§ **WHAT TO DO**: Reply with one number: how many lines contain the word "this".

== STORED ROWS ==

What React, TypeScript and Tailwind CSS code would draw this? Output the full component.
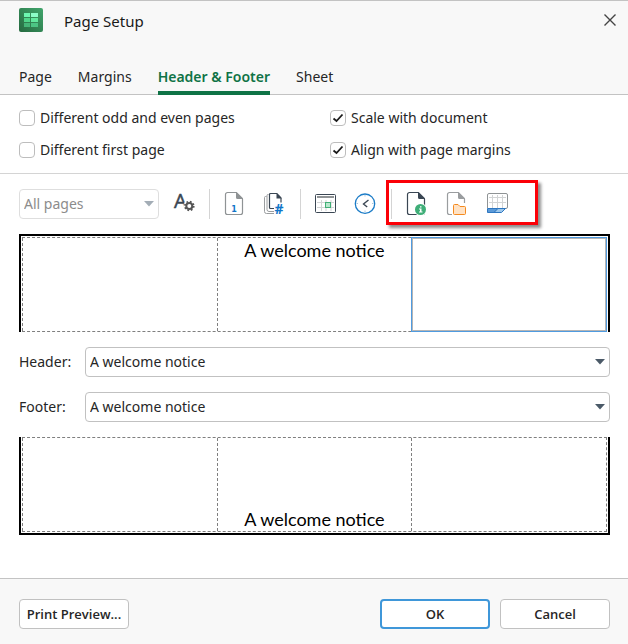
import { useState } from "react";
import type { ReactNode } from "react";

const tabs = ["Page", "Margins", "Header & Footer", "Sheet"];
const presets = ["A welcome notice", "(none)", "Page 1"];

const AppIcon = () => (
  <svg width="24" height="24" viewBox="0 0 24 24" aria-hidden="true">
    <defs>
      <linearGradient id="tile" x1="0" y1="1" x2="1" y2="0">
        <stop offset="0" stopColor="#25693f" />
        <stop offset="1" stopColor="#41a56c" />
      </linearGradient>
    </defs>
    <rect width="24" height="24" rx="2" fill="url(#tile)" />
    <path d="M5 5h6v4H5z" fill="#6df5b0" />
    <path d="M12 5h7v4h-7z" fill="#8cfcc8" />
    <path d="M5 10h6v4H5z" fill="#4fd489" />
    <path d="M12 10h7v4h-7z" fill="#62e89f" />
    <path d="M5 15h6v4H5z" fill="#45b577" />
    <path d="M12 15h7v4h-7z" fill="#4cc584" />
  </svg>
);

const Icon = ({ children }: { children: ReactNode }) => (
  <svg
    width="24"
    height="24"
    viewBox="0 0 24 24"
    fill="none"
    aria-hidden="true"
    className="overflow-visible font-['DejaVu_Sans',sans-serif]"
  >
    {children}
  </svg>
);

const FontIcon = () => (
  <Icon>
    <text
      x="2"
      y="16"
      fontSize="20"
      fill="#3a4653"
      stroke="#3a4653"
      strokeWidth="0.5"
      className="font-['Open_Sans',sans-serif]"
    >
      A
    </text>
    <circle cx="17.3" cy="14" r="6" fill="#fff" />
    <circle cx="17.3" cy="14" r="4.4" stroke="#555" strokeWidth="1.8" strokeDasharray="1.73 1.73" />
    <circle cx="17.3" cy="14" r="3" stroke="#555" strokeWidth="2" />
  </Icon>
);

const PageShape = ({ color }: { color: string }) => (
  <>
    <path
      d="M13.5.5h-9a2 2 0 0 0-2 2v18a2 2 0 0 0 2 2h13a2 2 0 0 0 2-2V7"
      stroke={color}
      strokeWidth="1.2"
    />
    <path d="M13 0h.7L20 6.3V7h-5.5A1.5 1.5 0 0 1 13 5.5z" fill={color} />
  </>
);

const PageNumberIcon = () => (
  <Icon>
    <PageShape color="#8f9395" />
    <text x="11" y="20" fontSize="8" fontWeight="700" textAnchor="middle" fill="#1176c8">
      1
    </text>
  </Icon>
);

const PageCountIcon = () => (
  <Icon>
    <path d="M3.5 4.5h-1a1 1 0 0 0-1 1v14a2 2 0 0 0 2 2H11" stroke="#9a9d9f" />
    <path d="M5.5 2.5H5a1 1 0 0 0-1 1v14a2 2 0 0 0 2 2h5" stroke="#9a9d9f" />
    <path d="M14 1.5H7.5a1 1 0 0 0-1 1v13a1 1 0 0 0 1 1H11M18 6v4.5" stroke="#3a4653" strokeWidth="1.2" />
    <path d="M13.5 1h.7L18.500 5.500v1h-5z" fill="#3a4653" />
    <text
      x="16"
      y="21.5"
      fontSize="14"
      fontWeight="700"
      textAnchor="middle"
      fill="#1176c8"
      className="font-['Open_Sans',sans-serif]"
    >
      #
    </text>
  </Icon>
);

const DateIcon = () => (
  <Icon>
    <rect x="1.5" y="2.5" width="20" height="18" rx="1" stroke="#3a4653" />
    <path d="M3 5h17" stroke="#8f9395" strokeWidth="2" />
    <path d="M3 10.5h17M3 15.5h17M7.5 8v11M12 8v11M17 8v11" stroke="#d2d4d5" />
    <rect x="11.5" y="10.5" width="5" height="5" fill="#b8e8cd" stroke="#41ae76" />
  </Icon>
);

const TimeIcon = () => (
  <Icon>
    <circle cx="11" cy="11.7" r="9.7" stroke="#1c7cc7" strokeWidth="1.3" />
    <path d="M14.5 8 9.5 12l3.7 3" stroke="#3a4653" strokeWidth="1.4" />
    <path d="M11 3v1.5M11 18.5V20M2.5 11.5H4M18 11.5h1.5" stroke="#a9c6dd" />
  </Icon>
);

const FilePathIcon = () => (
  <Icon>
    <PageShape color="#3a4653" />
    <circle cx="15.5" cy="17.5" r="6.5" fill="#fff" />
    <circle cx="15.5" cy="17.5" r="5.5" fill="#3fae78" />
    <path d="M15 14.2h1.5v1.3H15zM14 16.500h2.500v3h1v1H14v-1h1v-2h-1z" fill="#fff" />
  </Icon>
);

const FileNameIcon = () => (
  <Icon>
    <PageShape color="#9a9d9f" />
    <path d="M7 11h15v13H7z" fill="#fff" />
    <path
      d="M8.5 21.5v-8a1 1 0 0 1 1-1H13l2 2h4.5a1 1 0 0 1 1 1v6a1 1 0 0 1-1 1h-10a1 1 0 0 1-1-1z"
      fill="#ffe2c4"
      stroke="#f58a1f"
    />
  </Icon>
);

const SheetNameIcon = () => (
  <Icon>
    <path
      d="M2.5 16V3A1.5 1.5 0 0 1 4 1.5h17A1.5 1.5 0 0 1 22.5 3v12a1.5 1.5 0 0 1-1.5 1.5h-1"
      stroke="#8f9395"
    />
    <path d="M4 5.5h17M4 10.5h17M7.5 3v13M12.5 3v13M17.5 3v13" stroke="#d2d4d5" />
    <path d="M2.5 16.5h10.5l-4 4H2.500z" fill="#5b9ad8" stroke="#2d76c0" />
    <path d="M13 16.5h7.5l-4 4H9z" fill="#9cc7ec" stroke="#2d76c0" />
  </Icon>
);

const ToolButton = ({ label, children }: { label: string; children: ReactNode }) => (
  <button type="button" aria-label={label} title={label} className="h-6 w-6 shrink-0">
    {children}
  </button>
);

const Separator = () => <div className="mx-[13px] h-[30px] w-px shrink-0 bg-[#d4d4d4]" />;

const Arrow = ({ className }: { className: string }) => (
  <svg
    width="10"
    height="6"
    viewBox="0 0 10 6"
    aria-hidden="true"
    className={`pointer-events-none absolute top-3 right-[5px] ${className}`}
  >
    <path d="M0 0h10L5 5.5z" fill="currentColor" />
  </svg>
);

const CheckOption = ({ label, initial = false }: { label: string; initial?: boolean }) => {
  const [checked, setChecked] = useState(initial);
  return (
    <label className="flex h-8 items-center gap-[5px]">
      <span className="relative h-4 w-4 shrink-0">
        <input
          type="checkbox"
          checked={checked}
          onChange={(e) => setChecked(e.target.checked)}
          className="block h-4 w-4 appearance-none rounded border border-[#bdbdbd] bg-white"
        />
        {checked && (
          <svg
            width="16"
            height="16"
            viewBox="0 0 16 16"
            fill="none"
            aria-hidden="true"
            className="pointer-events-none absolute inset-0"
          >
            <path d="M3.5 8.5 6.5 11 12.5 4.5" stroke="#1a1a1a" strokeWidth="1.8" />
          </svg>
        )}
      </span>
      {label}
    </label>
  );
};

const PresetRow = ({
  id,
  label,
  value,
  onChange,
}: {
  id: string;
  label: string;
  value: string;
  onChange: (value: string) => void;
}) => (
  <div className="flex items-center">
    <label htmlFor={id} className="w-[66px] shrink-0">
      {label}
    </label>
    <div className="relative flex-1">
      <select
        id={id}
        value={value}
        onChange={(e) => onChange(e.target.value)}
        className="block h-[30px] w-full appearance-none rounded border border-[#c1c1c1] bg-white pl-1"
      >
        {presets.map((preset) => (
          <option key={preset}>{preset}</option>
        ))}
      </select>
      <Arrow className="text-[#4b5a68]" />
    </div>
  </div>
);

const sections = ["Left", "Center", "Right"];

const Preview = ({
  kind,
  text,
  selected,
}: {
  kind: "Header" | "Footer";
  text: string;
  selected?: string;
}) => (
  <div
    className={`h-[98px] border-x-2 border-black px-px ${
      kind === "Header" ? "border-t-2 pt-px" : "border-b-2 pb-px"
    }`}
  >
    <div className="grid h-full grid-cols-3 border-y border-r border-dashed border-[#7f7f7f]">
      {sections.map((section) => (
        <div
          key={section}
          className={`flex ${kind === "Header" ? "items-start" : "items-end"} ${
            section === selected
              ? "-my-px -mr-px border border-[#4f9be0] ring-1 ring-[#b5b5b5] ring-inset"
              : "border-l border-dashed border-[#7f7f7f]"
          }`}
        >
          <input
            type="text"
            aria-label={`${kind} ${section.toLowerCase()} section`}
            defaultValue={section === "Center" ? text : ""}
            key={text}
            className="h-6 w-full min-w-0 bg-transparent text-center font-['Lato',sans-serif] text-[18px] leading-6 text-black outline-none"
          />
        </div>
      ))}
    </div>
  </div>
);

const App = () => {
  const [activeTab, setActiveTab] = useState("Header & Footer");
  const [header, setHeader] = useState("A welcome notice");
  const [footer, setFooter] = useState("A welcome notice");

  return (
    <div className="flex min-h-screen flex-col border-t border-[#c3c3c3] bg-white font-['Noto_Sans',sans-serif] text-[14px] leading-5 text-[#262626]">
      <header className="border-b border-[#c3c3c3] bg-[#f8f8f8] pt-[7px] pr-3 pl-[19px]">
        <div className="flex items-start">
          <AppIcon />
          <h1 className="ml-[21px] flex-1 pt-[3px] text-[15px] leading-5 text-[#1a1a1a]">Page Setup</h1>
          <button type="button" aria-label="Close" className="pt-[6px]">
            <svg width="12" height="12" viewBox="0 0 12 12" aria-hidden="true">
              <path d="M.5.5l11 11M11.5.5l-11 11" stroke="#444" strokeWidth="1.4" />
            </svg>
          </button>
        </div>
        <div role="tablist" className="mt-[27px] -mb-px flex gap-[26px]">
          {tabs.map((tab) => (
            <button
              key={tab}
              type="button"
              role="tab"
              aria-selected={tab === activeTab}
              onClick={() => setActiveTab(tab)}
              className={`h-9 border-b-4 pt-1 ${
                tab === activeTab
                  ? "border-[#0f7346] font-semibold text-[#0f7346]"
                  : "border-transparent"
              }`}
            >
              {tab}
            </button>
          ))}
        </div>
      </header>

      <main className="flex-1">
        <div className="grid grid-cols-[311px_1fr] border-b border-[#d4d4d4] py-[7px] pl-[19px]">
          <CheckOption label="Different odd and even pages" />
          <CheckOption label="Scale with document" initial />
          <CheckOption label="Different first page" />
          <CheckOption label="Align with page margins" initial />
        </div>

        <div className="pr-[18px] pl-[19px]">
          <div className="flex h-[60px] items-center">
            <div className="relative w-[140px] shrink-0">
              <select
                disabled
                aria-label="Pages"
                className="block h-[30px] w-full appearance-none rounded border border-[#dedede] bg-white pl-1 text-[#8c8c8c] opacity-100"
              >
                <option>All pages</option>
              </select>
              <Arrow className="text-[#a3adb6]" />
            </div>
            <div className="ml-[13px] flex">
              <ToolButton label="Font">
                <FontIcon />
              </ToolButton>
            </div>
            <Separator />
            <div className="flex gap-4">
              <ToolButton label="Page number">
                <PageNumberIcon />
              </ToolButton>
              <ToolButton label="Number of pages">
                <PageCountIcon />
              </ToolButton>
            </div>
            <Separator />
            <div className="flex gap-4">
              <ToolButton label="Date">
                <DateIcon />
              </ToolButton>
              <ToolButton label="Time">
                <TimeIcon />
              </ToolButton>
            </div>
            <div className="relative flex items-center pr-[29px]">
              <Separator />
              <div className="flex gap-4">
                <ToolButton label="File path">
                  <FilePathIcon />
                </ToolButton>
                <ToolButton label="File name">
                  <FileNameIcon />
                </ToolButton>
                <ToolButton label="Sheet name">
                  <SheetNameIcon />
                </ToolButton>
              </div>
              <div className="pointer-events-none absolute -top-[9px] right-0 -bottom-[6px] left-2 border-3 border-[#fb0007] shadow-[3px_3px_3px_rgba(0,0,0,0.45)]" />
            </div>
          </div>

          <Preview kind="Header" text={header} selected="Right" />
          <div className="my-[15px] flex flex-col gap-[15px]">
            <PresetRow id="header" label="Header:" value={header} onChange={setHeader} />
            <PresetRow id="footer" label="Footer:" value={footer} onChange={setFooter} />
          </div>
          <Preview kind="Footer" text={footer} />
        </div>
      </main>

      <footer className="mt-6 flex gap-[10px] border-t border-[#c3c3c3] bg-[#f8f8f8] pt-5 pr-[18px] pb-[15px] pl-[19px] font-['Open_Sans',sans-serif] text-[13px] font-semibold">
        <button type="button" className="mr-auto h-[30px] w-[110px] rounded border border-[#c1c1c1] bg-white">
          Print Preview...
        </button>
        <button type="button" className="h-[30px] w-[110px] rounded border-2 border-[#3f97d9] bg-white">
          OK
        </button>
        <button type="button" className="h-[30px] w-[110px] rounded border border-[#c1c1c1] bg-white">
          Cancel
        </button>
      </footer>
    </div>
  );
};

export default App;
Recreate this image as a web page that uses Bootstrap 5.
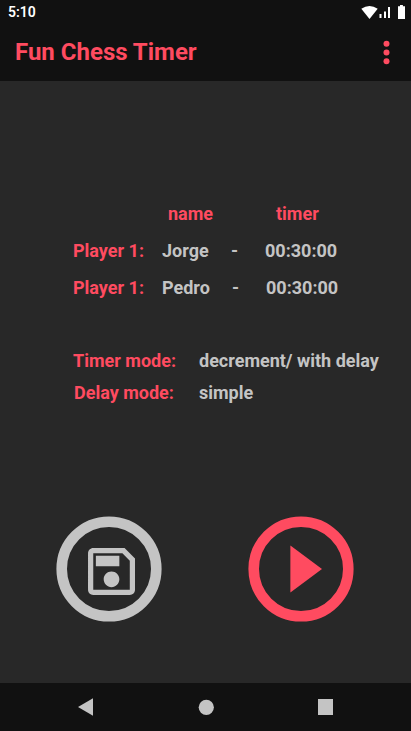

===

§ **TASK SOLUTION**: 2